Speaker 1 (01:01:12): I agree that all of the circumstances are relevant to the reasonable to the question of whether the act is reasonable in the circumstances that’s why it says is the act reasonable in all it’s basically all of the circumstances but what we do say though is here the jury was instructed to consider all of the circumstances such that any specific failure to avert to the role of the accused in the incident was of no moment which explains if you’ll bear with me for 30 seconds Chief Justice which explains why the Crown in this case who had the Watt charge in front of them who had the Benji case in front of them who lived with the draft charge for over two days who heard the trial judge deliver the charge to the jury did not raise a single concern that the trial judge was either isolating the evidence as you suggested potentially Justice Casadeva or failed to highlight the accused quote conduct throughout the incident and in determining the question of reasonableness.

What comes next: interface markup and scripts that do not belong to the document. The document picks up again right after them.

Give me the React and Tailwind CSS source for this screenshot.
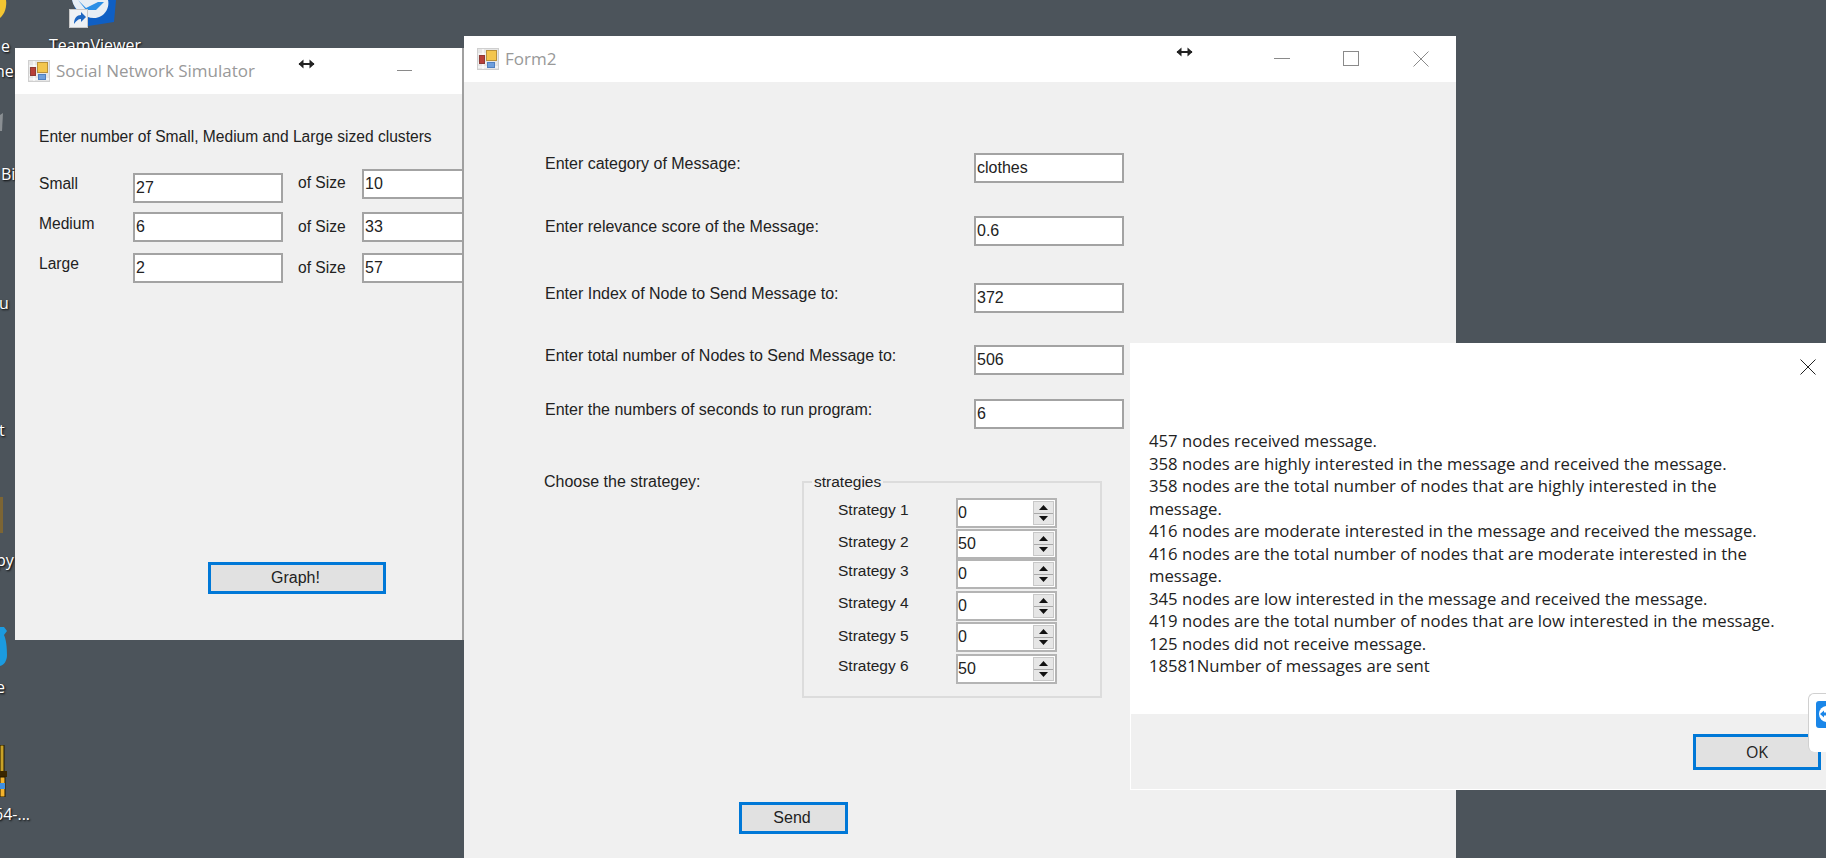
import React from "react";

const FORM = { fontFamily: '"Liberation Sans", Arial, sans-serif' };
const UI = { fontFamily: '"Open Sans", "Noto Sans", sans-serif' };

function AppIcon() {
  return (
    <svg width="22" height="22" viewBox="0 0 22 22" className="shrink-0">
      <rect x="0" y="0" width="22" height="22" fill="#cfcfcf" />
      <rect x="1" y="1" width="20" height="20" fill="#e6e6e6" />
      <path d="M1 6h8M1 15h8M6 1v20M1 19h20" stroke="#fff" strokeWidth="1.2" />
      <rect x="9.5" y="2.5" width="10" height="10" fill="#f3c64e" stroke="#b9913a" />
      <rect x="2.5" y="7.5" width="5" height="8" fill="#b8403a" stroke="#8f3a35" />
      <rect x="10.5" y="14.5" width="7" height="5" fill="#6f9fdc" stroke="#4f80c0" />
    </svg>
  );
}

function ResizeArrow() {
  return (
    <svg width="17" height="10" viewBox="0 0 17 10">
      <path d="M1 5h15" stroke="#222" strokeWidth="2" />
      <path d="M0.5 5 5.5 0.5v9zM16.5 5 11.5 0.5v9z" fill="#222" />
    </svg>
  );
}

function Field({ children, className = "" }) {
  return (
    <div className={"w-[150px] h-[30px] shrink-0 border-2 border-[#a3a3a3] bg-white pl-px text-[16px] leading-[26px] text-[#222] " + className}>
      {children}
    </div>
  );
}

function ActionButton({ children, className = "" }) {
  return (
    <div className={"border-[3px] border-[#0078d7] bg-[#e1e1e1] flex items-center justify-center text-[16px] text-[#222] " + className}>
      {children}
    </div>
  );
}

function Spinner({ value }) {
  return (
    <div className="w-[101px] h-[30px] border-2 border-[#b4b4b4] bg-white flex shrink-0">
      <div className="flex-1 text-[16px] leading-[26px] text-[#222]">{value}</div>
      <div className="w-[21px] mr-[1px] my-[1px] flex flex-col bg-[#e6e6e6] border border-[#c8c8c8]">
        <div className="flex-1 flex items-center justify-center border-b border-[#a8a8a8]">
          <svg width="9" height="5" viewBox="0 0 9 5"><path d="M4.5 0 9 5H0z" fill="#111" /></svg>
        </div>
        <div className="flex-1 flex items-center justify-center">
          <svg width="9" height="5" viewBox="0 0 9 5"><path d="M0 0h9L4.5 5z" fill="#111" /></svg>
        </div>
      </div>
    </div>
  );
}

const fieldRows = [
  { label: "Enter category of Message:", value: "clothes", mt: "mt-[71px]" },
  { label: "Enter relevance score of the Message:", value: "0.6", mt: "mt-[33px]" },
  { label: "Enter Index of Node to Send Message to:", value: "372", mt: "mt-[37px]" },
  { label: "Enter total number of Nodes to Send Message to:", value: "506", mt: "mt-[32px]" },
  { label: "Enter the numbers of seconds to run program:", value: "6", mt: "mt-[24px]" },
];

const strategyRows = [
  { label: "Strategy 1", value: "0", mt: "mt-0", lab: "pt-[2px]" },
  { label: "Strategy 2", value: "50", mt: "mt-[1px]", lab: "pt-[3px]" },
  { label: "Strategy 3", value: "0", mt: "mt-0", lab: "pt-[2px]" },
  { label: "Strategy 4", value: "0", mt: "mt-[2px]", lab: "pt-[2px]" },
  { label: "Strategy 5", value: "0", mt: "mt-[1px]", lab: "pt-[4px]" },
  { label: "Strategy 6", value: "50", mt: "mt-[2px]", lab: "pt-[2px]" },
];

const messageLines = [
  "457 nodes received message.",
  "358 nodes are highly interested in the message and received the message.",
  "358 nodes are the total number of nodes that are highly interested in the",
  "message.",
  "416 nodes are moderate interested in the message and received the message.",
  "416 nodes are the total number of nodes that are moderate interested in the",
  "message.",
  "345 nodes are low interested in the message and received the message.",
  "419 nodes are the total number of nodes that are low interested in the message.",
  "125 nodes did not receive message.",
  "18581Number of messages are sent",
];

const desktopLabels = [
  { t: "e", c: "left-[1px] top-[34px]" },
  { t: "ne", c: "left-[-5px] top-[59px]" },
  { t: "Bi", c: "left-[1px] top-[162px]" },
  { t: "u", c: "left-[-1px] top-[291px]" },
  { t: "t", c: "left-[-1px] top-[418px]" },
  { t: "py", c: "left-[-4px] top-[548px]" },
  { t: "e", c: "left-[-4px] top-[675px]" },
  { t: "64-...", c: "left-[-6px] top-[802px]" },
  { t: "TeamViewer", c: "left-[49px] top-[33px]" },
];

export default function App() {
  return (
    <div className="relative w-[1826px] h-[858px] overflow-hidden bg-[#4c545b]">
      {/* desktop icons */}
      {desktopLabels.map((d, i) => (
        <div
          key={i}
          style={UI}
          className={"absolute text-[16px] leading-[24px] text-white whitespace-nowrap [text-shadow:1px_1px_2px_#000] " + d.c}
        >
          {d.t}
        </div>
      ))}
      <svg className="absolute left-0 top-0" width="8" height="20" viewBox="0 0 8 20">
        <path d="M0 0h6c1 6-1 14-6 18z" fill="#f4c531" />
      </svg>
      <svg className="absolute left-0 top-[113px]" width="3" height="18" viewBox="0 0 3 18">
        <path d="M0 2 3 0 2 18H0z" fill="#8a8f93" />
      </svg>
      <svg className="absolute left-0 top-[497px]" width="3" height="36" viewBox="0 0 3 36">
        <rect width="3" height="36" fill="#7c6534" />
      </svg>
      <svg className="absolute left-0 top-[627px]" width="7" height="39" viewBox="0 0 7 39">
        <path d="M0 0h4l3 4-3 4c3 6 3 18 3 20 0 6-3 10-7 11z" fill="#1b9be0" />
      </svg>
      <svg className="absolute left-0 top-[745px]" width="7" height="52" viewBox="0 0 7 52">
        <rect width="4" height="28" fill="#c9a227" stroke="#1c1400" />
        <rect y="26" width="7" height="6" fill="#3a2600" />
        <rect y="32" width="5" height="20" fill="#f4b32c" stroke="#1c1400" />
        <rect y="38" width="5" height="6" fill="#3f8fe0" />
      </svg>
      <svg className="absolute left-[68px] top-0" width="50" height="30" viewBox="0 0 50 30">
        <path d="M4 0h44l-2 22-32 5z" fill="#0f5fc4" />
        <path d="M4 0h36c2 8-4 18-14 18S6 10 4 0z" fill="#e8eef4" />
        <path d="M10 0 18 8 30 2l6 0-8 8-10 0z" fill="#2b8fe6" />
        <rect x="1.5" y="9.5" width="18" height="18" fill="#eef1f5" stroke="#c8c8c8" />
        <path d="M6 24c0-6 3-9 7-9v-3l5 5-5 5v-3c-3 0-5 2-7 5z" fill="#1d66c2" />
      </svg>

      {/* Social Network Simulator window */}
      <div style={FORM} className="absolute left-[15px] top-[48px] w-[449px] h-[592px] overflow-hidden bg-[#f0f0f0] border-r-2 border-[#a0a0a0]">
        <div className="relative h-[46px] bg-white flex items-center pl-[13px] gap-[6px]">
          <AppIcon />
          <span style={UI} className="text-[17px] text-[#999]">Social Network Simulator</span>
          <div className="absolute left-[283px] top-[11px]"><ResizeArrow /></div>
          <div className="absolute left-[382px] top-[22px] w-[15px] h-px bg-[#8a8a8a]" />
        </div>
        <div className="pl-[24px] pt-[33px] text-[15.6px] leading-[20px] text-[#222]">
          <div className="whitespace-nowrap">Enter number of Small, Medium and Large sized clusters</div>
          <div className="flex items-start mt-[22px] w-[600px]">
            <div className="w-[94px] mt-[5px]">Small</div>
            <Field className="mt-[4px]">27</Field>
            <div className="ml-[15px] w-[64px] mt-[4px]">of Size</div>
            <Field>10</Field>
          </div>
          <div className="flex items-start mt-[9px] w-[600px]">
            <div className="w-[94px] mt-[2px]">Medium</div>
            <Field>6</Field>
            <div className="ml-[15px] w-[64px] mt-[5px]">of Size</div>
            <Field>33</Field>
          </div>
          <div className="flex items-start mt-[11px] w-[600px]">
            <div className="w-[94px] mt-px">Large</div>
            <Field>2</Field>
            <div className="ml-[15px] w-[64px] mt-[5px]">of Size</div>
            <Field>57</Field>
          </div>
          <ActionButton className="ml-[169px] mt-[279px] w-[178px] h-[32px] pr-[3px]">Graph!</ActionButton>
        </div>
      </div>

      {/* Form2 window */}
      <div style={FORM} className="absolute left-[464px] top-[36px] w-[992px] h-[822px] overflow-hidden bg-[#f0f0f0]">
        <div className="relative h-[46px] bg-white flex items-center pl-[13px] gap-[6px]">
          <AppIcon />
          <span style={UI} className="text-[17px] text-[#999]">Form2</span>
          <div className="absolute left-[712px] top-[11px]"><ResizeArrow /></div>
          <div className="absolute left-[810px] top-[22px] w-[16px] h-px bg-[#8a8a8a]" />
          <div className="absolute left-[879px] top-[15px] w-[16px] h-[15px] border border-[#8a8a8a]" />
          <svg className="absolute left-[949px] top-[15px]" width="16" height="16" viewBox="0 0 16 16">
            <path d="M0.5 0.5 15.5 15.5M15.5 0.5 0.5 15.5" stroke="#8a8a8a" strokeWidth="1" />
          </svg>
        </div>
        <div className="pl-[81px] text-[16px] leading-[20px] text-[#222]">
          {fieldRows.map((r) => (
            <div key={r.label} className={"flex items-start " + r.mt}>
              <div className="w-[429px] pt-px whitespace-nowrap">{r.label}</div>
              <Field>{r.value}</Field>
            </div>
          ))}
          <div className="flex items-start mt-[42px]">
            <div className="w-[257px] -ml-px mr-px pt-px whitespace-nowrap">Choose the strategey:</div>
            <div className="relative mt-[10px] w-[300px] h-[217px] border-2 border-[#dcdcdc] pt-[15px] pl-[34px] text-[15.5px]">
              <div className="absolute left-[8px] top-[-11px] bg-[#f0f0f0] px-[2px]">strategies</div>
              {strategyRows.map((r) => (
                <div key={r.label} className={"flex items-start " + r.mt}>
                  <div className={"w-[118px] whitespace-nowrap " + r.lab}>{r.label}</div>
                  <Spinner value={r.value} />
                </div>
              ))}
            </div>
          </div>
          <ActionButton className="ml-[194px] mt-[104px] w-[109px] h-[32px] pr-[3px]">Send</ActionButton>
        </div>
      </div>

      {/* Message dialog */}
      <div style={UI} className="absolute left-[1130px] top-[343px] w-[696px] h-[447px] bg-white border-l border-b border-white flex flex-col">
        <div className="h-[48px] shrink-0 flex items-center justify-end pr-[10px]">
          <svg width="16" height="16" viewBox="0 0 16 16">
            <path d="M0.5 0.5 15.5 15.5M15.5 0.5 0.5 15.5" stroke="#222" strokeWidth="1" />
          </svg>
        </div>
        <div className="flex-1 pl-[18px] pt-[39px] text-[16.7px] leading-[22.5px] text-[#222] whitespace-nowrap">
          {messageLines.map((l, i) => (
            <div key={i}>{l}</div>
          ))}
        </div>
        <div className="h-[75px] shrink-0 bg-[#f0f0f0] flex justify-end items-start pt-[20px] pr-[5px]">
          <ActionButton className="w-[128px] h-[36px]">OK</ActionButton>
        </div>
      </div>

      {/* TeamViewer side widget */}
      <div className="absolute left-[1808px] top-[693px] w-[18px] h-[59px] bg-white rounded-l-[6px] border-l border-t border-[#d0d0d0] pl-[7px] pt-[7px]">
        <svg width="11" height="27" viewBox="0 0 11 27">
          <rect width="16" height="27" rx="3" fill="#1a86e8" />
          <circle cx="11" cy="13" r="8" fill="#fff" />
          <path d="M4 13 8 9.5v2h3v3H8v2z" fill="#1a86e8" />
        </svg>
      </div>
    </div>
  );
}
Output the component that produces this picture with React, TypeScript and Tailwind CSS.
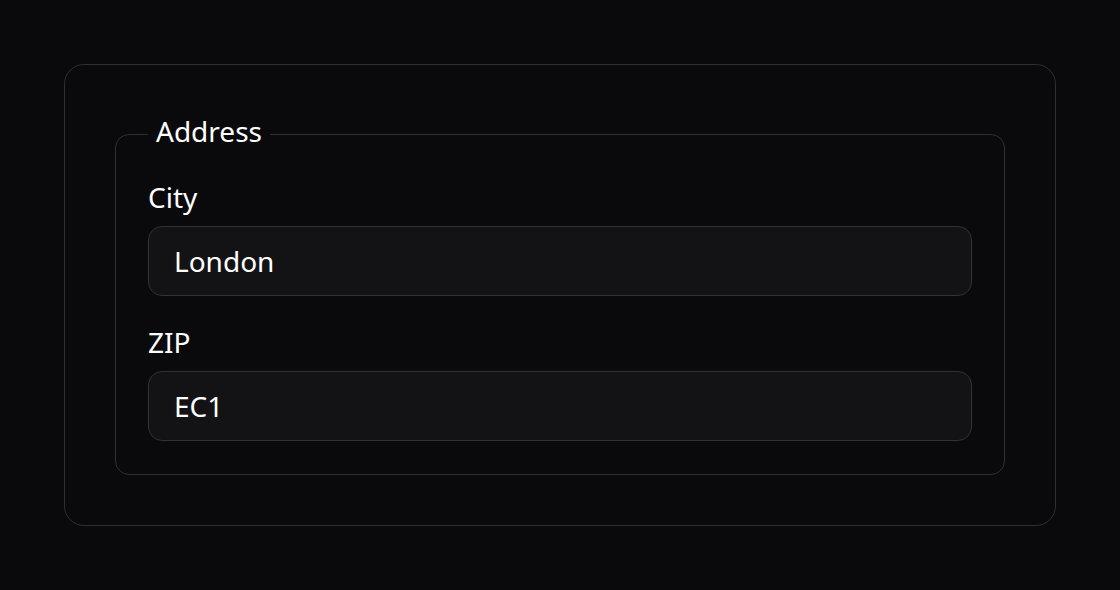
const fields = [
  { label: "City", value: "London" },
  { label: "ZIP", value: "EC1" },
];

export default function App() {
  return (
    <div className="min-h-[590px] bg-[#0a0a0c] pt-16 px-16 font-['Noto_Sans',sans-serif] text-white">
      <div className="rounded-[20px] border border-[#2f2f33] p-[50px]">
        <fieldset className="rounded-[14px] border border-[#2f2f33] px-8 pt-[25px] pb-[33px]">
          <legend className="px-2 pb-[6px] text-[28px] leading-[32px]">Address</legend>
          <div className="flex flex-col gap-[27px]">
            {fields.map((f) => (
              <label key={f.label} className="flex flex-col gap-[10px]">
                <span className="text-[28px] leading-[38px]">{f.label}</span>
                <input
                  defaultValue={f.value}
                  className="h-[70px] rounded-[14px] border border-[#323237] bg-[#131316] px-[25px] text-[28px] leading-[38px] text-white outline-none"
                />
              </label>
            ))}
          </div>
        </fieldset>
      </div>
    </div>
  );
}
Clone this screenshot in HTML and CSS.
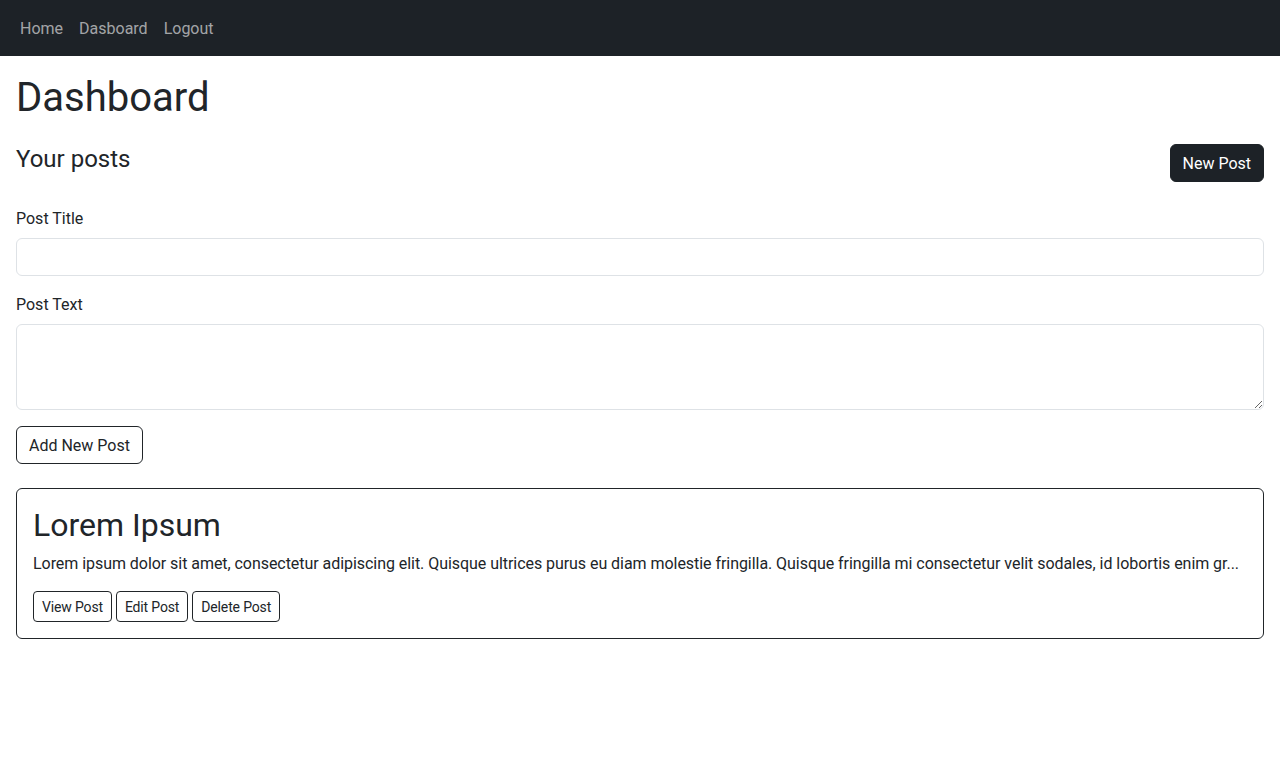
FILE: index.html
```html
<!DOCTYPE html>
<html lang="en">
<head>
<meta charset="utf-8">
<title>Dashboard</title>
<link rel="stylesheet" href="styles.css">
</head>
<body>
<nav class="navbar">
  <ul class="nav-list">
    <li><a class="nav-link" href="#">Home</a></li>
    <li><a class="nav-link" href="#">Dasboard</a></li>
    <li><a class="nav-link" href="#">Logout</a></li>
  </ul>
</nav>
<main class="page">
  <h1 class="page-title">Dashboard</h1>
  <div class="section-head">
    <h4 class="section-title">Your posts</h4>
    <button class="btn btn-dark">New Post</button>
  </div>
  <form class="post-form">
    <div class="field">
      <label class="form-label" for="title">Post Title</label>
      <input class="form-control" id="title" type="text">
    </div>
    <div class="field">
      <label class="form-label" for="text">Post Text</label>
      <textarea class="form-control textarea" id="text" rows="3"></textarea>
    </div>
    <button type="button" class="btn btn-outline">Add New Post</button>
  </form>
  <div class="card">
    <h2 class="card-title">Lorem Ipsum</h2>
    <p class="card-text">Lorem ipsum dolor sit amet, consectetur adipiscing elit. Quisque ultrices purus eu diam molestie fringilla. Quisque fringilla mi consectetur velit sodales, id lobortis enim gr...</p>
    <div class="card-actions">
      <button class="btn btn-sm btn-outline">View Post</button>
      <button class="btn btn-sm btn-outline">Edit Post</button>
      <button class="btn btn-sm btn-outline">Delete Post</button>
    </div>
  </div>
</main>
</body>
</html>
```
FILE: styles.css
```css
* { box-sizing: border-box; }
body {
  margin: 0;
  font-family: Roboto, "Liberation Sans", sans-serif;
  font-size: 16px;
  line-height: 1.5;
  color: #212529;
  background: #fff;
}
.navbar {
  background: #1d2227;
  height: 56px;
  padding: 8px 12px;
  display: flex;
  align-items: center;
}
.nav-list {
  list-style: none;
  margin: 0;
  padding: 0;
  display: flex;
}
.nav-link {
  display: block;
  padding: 9px 8px 7px;
  color: rgba(255, 255, 255, 0.6);
  text-decoration: none;
}
.page {
  padding: 18px 16px 16px;
}
.page-title {
  margin: 0 0 22px;
  font-size: 40px;
  font-weight: 400;
  line-height: 1.2;
}
.section-head {
  display: flex;
  justify-content: space-between;
  align-items: flex-start;
  margin-bottom: 24px;
}
.section-title {
  margin: 0;
  padding-top: 1px;
  font-size: 24px;
  font-weight: 400;
  line-height: 1.2;
}
.btn {
  display: inline-block;
  font-family: inherit;
  font-size: 16px;
  line-height: 24px;
  padding: 7px 12px 5px;
  border: 1px solid #212529;
  border-radius: 6px;
  cursor: pointer;
}
.btn-dark {
  background: #1d2227;
  border-color: #1d2227;
  color: #fff;
}
.btn-outline {
  background: transparent;
  color: #212529;
}
.btn-sm {
  font-size: 14px;
  line-height: 21px;
  padding: 5px 8px 3px;
  border-radius: 4px;
  letter-spacing: -0.15px;
}
.field {
  margin-bottom: 16px;
}
.form-label {
  display: block;
  padding-top: 1px;
  margin-bottom: 7px;
}
.form-control {
  display: block;
  width: 100%;
  height: 38px;
  padding: 6px 12px;
  font-family: inherit;
  font-size: 16px;
  line-height: 24px;
  color: #212529;
  background: #fff;
  border: 1px solid #dee2e6;
  border-radius: 6px;
}
.textarea {
  height: 86px;
  resize: vertical;
}
.post-form {
  margin-bottom: 24px;
}
.card {
  border: 1px solid #212529;
  border-radius: 6px;
  padding: 17px 16px 16px;
}
.card-title {
  margin: 0 0 8px;
  font-size: 32px;
  font-weight: 400;
  line-height: 1.2;
}
.card-text {
  margin: 0 0 15px;
  white-space: nowrap;
  overflow: hidden;
  text-overflow: ellipsis;
  letter-spacing: -0.05px;
}
.card-actions {
  display: flex;
  gap: 4px;
}
```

Those are my respectful submissions.

Thank you very much.

Justice Wagner (01:02:19): Thank you very much.

Thank you.

Mr. Smith.

Speaker 2 (01:02:25): Thank you Chief Justice.

The CLA intervenes in support of the idea that the new self-defense provisions in the code were not intended by Parliament to expand Canadians’ exposure to criminal liability.

Let me make four points in the time allotted to me.

First, since at least this Court’s decision in Morgantoller in 1993, it has been uncontroversial to make reference to the legislative debates to explore the meaning of legislation.

In that case, Justice Sapinkin noted a common understanding of the legislation among members of all parties in the legislature and near unanimity of opinion on the policy underlying the legislation.

In such a circumstance, it would be unwise to ignore Hansard as a source for the meaning of statutes.

All party agreement and a common understanding of meaning is a powerful expression of the will of the democratically elected.

And Parliamentarians understand that the Courts are listening.

When the very legislation that we are discussing today was first introduced, the then Minister of Justice said at the outset of his speech to the Commons that he would describe the legislative intent behind the new provisions and that on this point, quote, it is crucial for colleagues to be reminded that the debate in this place provides guidance to our Courts in finding the legislative intent of the laws we pass and is often cited by our Courts in coming to a decision.

Second, you should consider the parliamentary debates in this case because the intent was clear and widely accepted.

Like Morgantoller, this is a case where discerning legislative intention is made easier given the broad agreement among Parliamentarians.

The debates leading up to the passage of the provision show a common understanding of what was intended by the government of the day and each of the main opposition parties.

There is quite simply no reference to the idea that the legislation was intended to expand the scope of criminality or to put more barriers in the way of the successful invocation of self-defence.

Justice Côté (01:04:31): Mr. Smith I’m sorry to interrupt you but the plain language of role in the incident does it not connote a broader interpretation that can apply to provocation but can also apply to a larger sphere of behavior

Justice Brown (01:04:50): Which, if I can build on that, goes to a larger question, which is, you know, the minister might say this, the member for Rainy River might say that, but if the text says something different.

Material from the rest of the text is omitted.